Could the lines from the start of the data through the line with "const options = ['три', 'две', 'сто" be set down exactly, with no pictures among them?
━━━ Stored data
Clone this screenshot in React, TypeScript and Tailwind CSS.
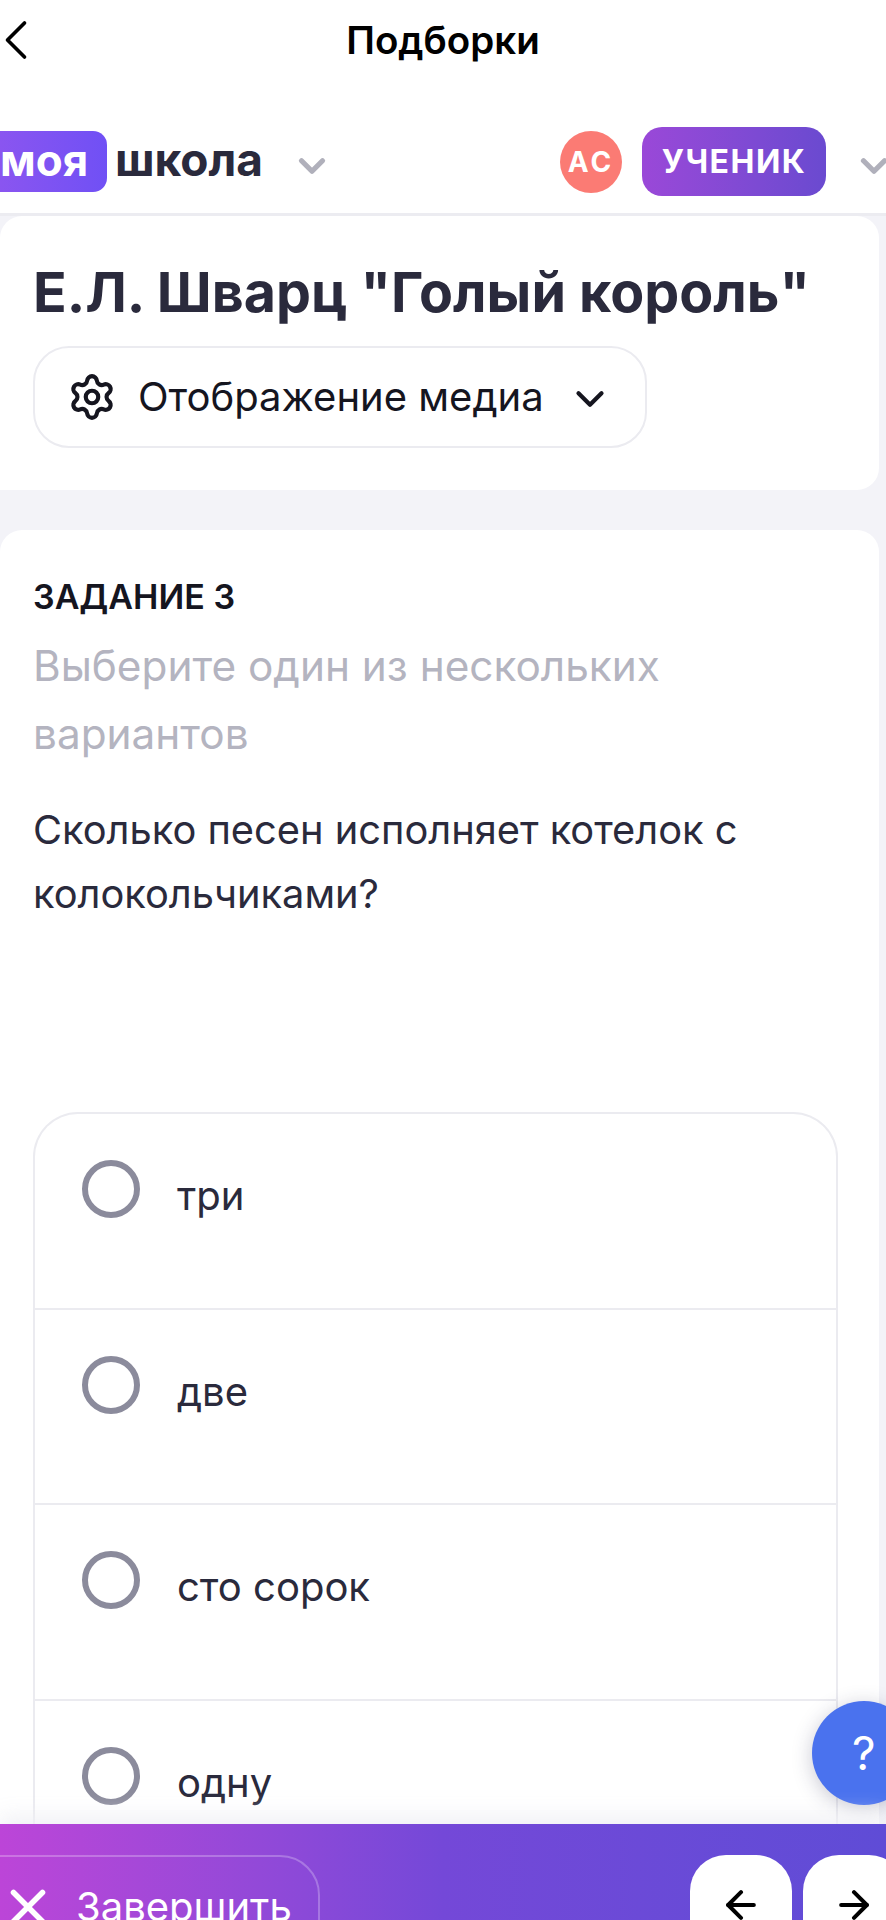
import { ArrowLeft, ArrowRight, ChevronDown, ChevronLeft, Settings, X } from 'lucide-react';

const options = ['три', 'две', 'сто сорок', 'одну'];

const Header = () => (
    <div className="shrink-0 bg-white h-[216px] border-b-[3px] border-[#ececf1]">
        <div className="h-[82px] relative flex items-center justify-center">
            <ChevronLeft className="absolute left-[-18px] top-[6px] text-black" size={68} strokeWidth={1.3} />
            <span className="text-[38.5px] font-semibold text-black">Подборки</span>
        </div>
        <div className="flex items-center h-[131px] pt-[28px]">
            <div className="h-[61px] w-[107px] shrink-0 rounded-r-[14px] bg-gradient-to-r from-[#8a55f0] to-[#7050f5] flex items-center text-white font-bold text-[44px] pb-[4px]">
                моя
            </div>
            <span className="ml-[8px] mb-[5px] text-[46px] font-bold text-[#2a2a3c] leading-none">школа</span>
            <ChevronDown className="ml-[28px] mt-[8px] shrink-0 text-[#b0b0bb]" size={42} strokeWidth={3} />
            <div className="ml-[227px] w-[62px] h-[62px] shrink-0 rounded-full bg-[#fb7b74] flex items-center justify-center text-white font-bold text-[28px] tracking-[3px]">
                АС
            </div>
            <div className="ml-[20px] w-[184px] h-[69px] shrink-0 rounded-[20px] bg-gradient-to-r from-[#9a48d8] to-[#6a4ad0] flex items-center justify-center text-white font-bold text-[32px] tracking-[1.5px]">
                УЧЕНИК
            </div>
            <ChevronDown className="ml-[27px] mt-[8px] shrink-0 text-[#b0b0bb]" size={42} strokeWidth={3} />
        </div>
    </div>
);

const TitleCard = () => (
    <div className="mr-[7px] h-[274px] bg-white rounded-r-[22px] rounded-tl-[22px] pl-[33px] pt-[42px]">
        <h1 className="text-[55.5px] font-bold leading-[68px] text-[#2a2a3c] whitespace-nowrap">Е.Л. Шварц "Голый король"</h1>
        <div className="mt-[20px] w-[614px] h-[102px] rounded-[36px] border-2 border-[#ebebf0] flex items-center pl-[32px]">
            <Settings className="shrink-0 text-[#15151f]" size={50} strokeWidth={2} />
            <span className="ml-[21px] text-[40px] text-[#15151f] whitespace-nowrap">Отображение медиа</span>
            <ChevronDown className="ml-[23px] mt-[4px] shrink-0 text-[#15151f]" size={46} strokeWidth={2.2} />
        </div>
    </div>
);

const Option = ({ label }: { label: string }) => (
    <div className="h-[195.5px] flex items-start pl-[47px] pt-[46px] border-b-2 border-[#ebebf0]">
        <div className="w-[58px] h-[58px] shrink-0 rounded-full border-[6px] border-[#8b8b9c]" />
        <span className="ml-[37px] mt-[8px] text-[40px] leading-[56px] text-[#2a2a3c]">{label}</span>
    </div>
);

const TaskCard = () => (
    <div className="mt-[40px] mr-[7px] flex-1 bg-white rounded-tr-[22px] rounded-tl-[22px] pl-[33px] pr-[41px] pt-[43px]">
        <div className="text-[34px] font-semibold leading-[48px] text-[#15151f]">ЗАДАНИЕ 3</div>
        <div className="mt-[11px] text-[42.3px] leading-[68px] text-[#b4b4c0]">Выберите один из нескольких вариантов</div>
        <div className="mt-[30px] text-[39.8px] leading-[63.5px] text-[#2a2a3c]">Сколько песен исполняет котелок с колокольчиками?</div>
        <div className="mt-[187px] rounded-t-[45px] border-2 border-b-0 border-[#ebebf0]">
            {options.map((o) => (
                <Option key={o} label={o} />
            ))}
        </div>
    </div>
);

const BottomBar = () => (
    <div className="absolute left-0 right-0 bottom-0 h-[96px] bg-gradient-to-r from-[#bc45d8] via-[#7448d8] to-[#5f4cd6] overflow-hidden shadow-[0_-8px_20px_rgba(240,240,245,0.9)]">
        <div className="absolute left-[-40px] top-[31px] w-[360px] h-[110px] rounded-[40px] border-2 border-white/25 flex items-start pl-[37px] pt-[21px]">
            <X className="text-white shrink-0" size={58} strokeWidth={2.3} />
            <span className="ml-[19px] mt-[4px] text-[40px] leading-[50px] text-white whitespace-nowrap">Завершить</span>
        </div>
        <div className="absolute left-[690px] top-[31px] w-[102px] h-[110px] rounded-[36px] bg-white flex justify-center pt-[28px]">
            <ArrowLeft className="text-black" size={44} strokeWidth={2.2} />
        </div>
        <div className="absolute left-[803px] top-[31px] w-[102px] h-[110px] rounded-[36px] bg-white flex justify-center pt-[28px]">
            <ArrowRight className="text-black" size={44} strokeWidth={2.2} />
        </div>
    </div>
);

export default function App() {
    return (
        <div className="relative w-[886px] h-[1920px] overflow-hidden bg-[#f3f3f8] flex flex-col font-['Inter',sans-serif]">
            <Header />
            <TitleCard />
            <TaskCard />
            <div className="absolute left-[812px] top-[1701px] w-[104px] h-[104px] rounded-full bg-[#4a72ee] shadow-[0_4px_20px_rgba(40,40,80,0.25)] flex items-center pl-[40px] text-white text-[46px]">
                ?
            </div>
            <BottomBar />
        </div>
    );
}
━━━━━━
§ Completed task
Clone this screenshot in React, TypeScript and Tailwind CSS.
import { ArrowLeft, ArrowRight, ChevronDown, ChevronLeft, Settings, X } from 'lucide-react';

const options = ['три', 'две', 'сто сорок', 'одну'];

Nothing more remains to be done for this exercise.